• Raw data:
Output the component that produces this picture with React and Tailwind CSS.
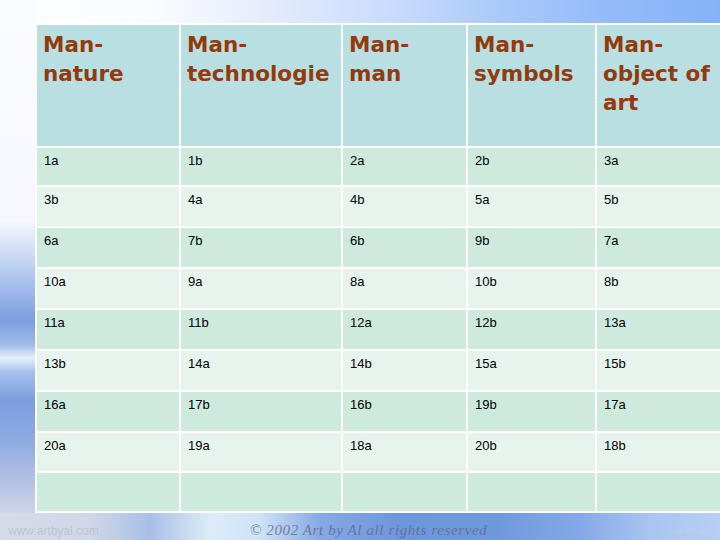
import React from "react";

const headers = [
  ["Man-", "nature"],
  ["Man-", "technologie"],
  ["Man-", "man"],
  ["Man-", "symbols"],
  ["Man-", "object of", "art"],
];

const rows = [
  ["1a", "1b", "2a", "2b", "3a"],
  ["3b", "4a", "4b", "5a", "5b"],
  ["6a", "7b", "6b", "9b", "7a"],
  ["10a", "9a", "8a", "10b", "8b"],
  ["11a", "11b", "12a", "12b", "13a"],
  ["13b", "14a", "14b", "15a", "15b"],
  ["16a", "17b", "16b", "19b", "17a"],
  ["20a", "19a", "18a", "20b", "18b"],
  ["", "", "", "", ""],
];

export default function App() {
  return (
    <div className="w-[720px] h-[540px] overflow-hidden bg-no-repeat bg-[linear-gradient(to_right,#d6dbe7_0px,#cfd7e8_90px,#a9bfe6_150px,#dcecf8_210px,#cfe2f6_260px,#86a9e4_320px,#6e96dc_400px,#7099dc_500px,#84a9e8_580px,#a9c5f0_650px,#b7cff3_720px),linear-gradient(to_bottom,#fbfcff_0px,#f6f8fe_220px,#b9cdf2_270px,#7b9de0_320px,#9fbbea_345px,#e6f0fb_358px,#a7c1ec_372px,#7c9ee0_400px,#8eaae2_440px,#b3c1e4_480px,#d3d9e8_520px,#d8dde9_540px),linear-gradient(to_right,#fcfdff_0px,#fbfcff_150px,#eef2fd_220px,#dde8fc_300px,#c7dafc_400px,#aac9fa_500px,#95bcf9_600px,#83b3f7_720px)] bg-[length:720px_30px,36px_540px,100%_100%] bg-[position:0_513px,0_0,0_0]">
      <div className="pt-[23px] pl-[35px]">
        <div className="grid w-max grid-cols-[142px_160px_123px_127px_140px] grid-rows-[121px_37px_39px_39px_39px_39px_39px_39px_38px_38px] gap-[2px] bg-white p-[2px]">
          {headers.map((lines, i) => (
            <div
              key={"h" + i}
              className="bg-[#b9dfe2] pt-[5px] pl-[6px] font-['DejaVu_Sans',sans-serif] text-[21.5px] font-bold leading-[29px] text-[#933a0c]"
            >
              {lines.map((l, j) => (
                <div key={j} className="whitespace-nowrap">
                  {l}
                </div>
              ))}
            </div>
          ))}
          {rows.map((row, r) =>
            row.map((cell, c) => (
              <div
                key={r + "-" + c}
                className={
                  (r % 2 === 0 ? "bg-[#cdeadd]" : "bg-[#e7f4ed]") +
                  " pt-[5px] pl-[7px] font-['Liberation_Sans',Arial,sans-serif] text-[13px] leading-[15px] text-black"
                }
              >
                {cell}
              </div>
            ))
          )}
        </div>
      </div>
      <div className="flex h-[27px] items-center pt-[8px] pl-[8px]">
        <span className="w-[242px] font-['Liberation_Sans',Arial,sans-serif] text-[12px] text-[#bcc4d2]">
          www.artbyal.com
        </span>
        <span className="font-['Liberation_Serif',serif] text-[15px] italic tracking-[0.6px] text-[#5a6688] opacity-75">
          © 2002 Art by Al all rights reserved
        </span>
        <span className="ml-auto mr-[12px] font-['Liberation_Serif',serif] text-[11px] italic text-[#c3d3ef] opacity-70">
          artbyal
        </span>
      </div>
    </div>
  );
}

• What is required: Keep the pictures out of the copy and write out the data exactly as it stands.

• Response:
Output the component that produces this picture with React and Tailwind CSS.
import React from "react";

const headers = [
  ["Man-", "nature"],
  ["Man-", "technologie"],
  ["Man-", "man"],
  ["Man-", "symbols"],
  ["Man-", "object of", "art"],
];

const rows = [
  ["1a", "1b", "2a", "2b", "3a"],
  ["3b", "4a", "4b", "5a", "5b"],
  ["6a", "7b", "6b", "9b", "7a"],
  ["10a", "9a", "8a", "10b", "8b"],
  ["11a", "11b", "12a", "12b", "13a"],
  ["13b", "14a", "14b", "15a", "15b"],
  ["16a", "17b", "16b", "19b", "17a"],
  ["20a", "19a", "18a", "20b", "18b"],
  ["", "", "", "", ""],
];

export default function App() {
  return (
    <div className="w-[720px] h-[540px] overflow-hidden bg-no-repeat bg-[linear-gradient(to_right,#d6dbe7_0px,#cfd7e8_90px,#a9bfe6_150px,#dcecf8_210px,#cfe2f6_260px,#86a9e4_320px,#6e96dc_400px,#7099dc_500px,#84a9e8_580px,#a9c5f0_650px,#b7cff3_720px),linear-gradient(to_bottom,#fbfcff_0px,#f6f8fe_220px,#b9cdf2_270px,#7b9de0_320px,#9fbbea_345px,#e6f0fb_358px,#a7c1ec_372px,#7c9ee0_400px,#8eaae2_440px,#b3c1e4_480px,#d3d9e8_520px,#d8dde9_540px),linear-gradient(to_right,#fcfdff_0px,#fbfcff_150px,#eef2fd_220px,#dde8fc_300px,#c7dafc_400px,#aac9fa_500px,#95bcf9_600px,#83b3f7_720px)] bg-[length:720px_30px,36px_540px,100%_100%] bg-[position:0_513px,0_0,0_0]">
      <div className="pt-[23px] pl-[35px]">
        <div className="grid w-max grid-cols-[142px_160px_123px_127px_140px] grid-rows-[121px_37px_39px_39px_39px_39px_39px_39px_38px_38px] gap-[2px] bg-white p-[2px]">
          {headers.map((lines, i) => (
            <div
              key={"h" + i}
              className="bg-[#b9dfe2] pt-[5px] pl-[6px] font-['DejaVu_Sans',sans-serif] text-[21.5px] font-bold leading-[29px] text-[#933a0c]"
            >
              {lines.map((l, j) => (
                <div key={j} className="whitespace-nowrap">
                  {l}
                </div>
              ))}
            </div>
          ))}
          {rows.map((row, r) =>
            row.map((cell, c) => (
              <div
                key={r + "-" + c}
                className={
                  (r % 2 === 0 ? "bg-[#cdeadd]" : "bg-[#e7f4ed]") +
                  " pt-[5px] pl-[7px] font-['Liberation_Sans',Arial,sans-serif] text-[13px] leading-[15px] text-black"
                }
              >
                {cell}
              </div>
            ))
          )}
        </div>
      </div>
      <div className="flex h-[27px] items-center pt-[8px] pl-[8px]">
        <span className="w-[242px] font-['Liberation_Sans',Arial,sans-serif] text-[12px] text-[#bcc4d2]">
          www.artbyal.com
        </span>
        <span className="font-['Liberation_Serif',serif] text-[15px] italic tracking-[0.6px] text-[#5a6688] opacity-75">
          © 2002 Art by Al all rights reserved
        </span>
        <span className="ml-auto mr-[12px] font-['Liberation_Serif',serif] text-[11px] italic text-[#c3d3ef] opacity-70">
          artbyal
        </span>
      </div>
    </div>
  );
}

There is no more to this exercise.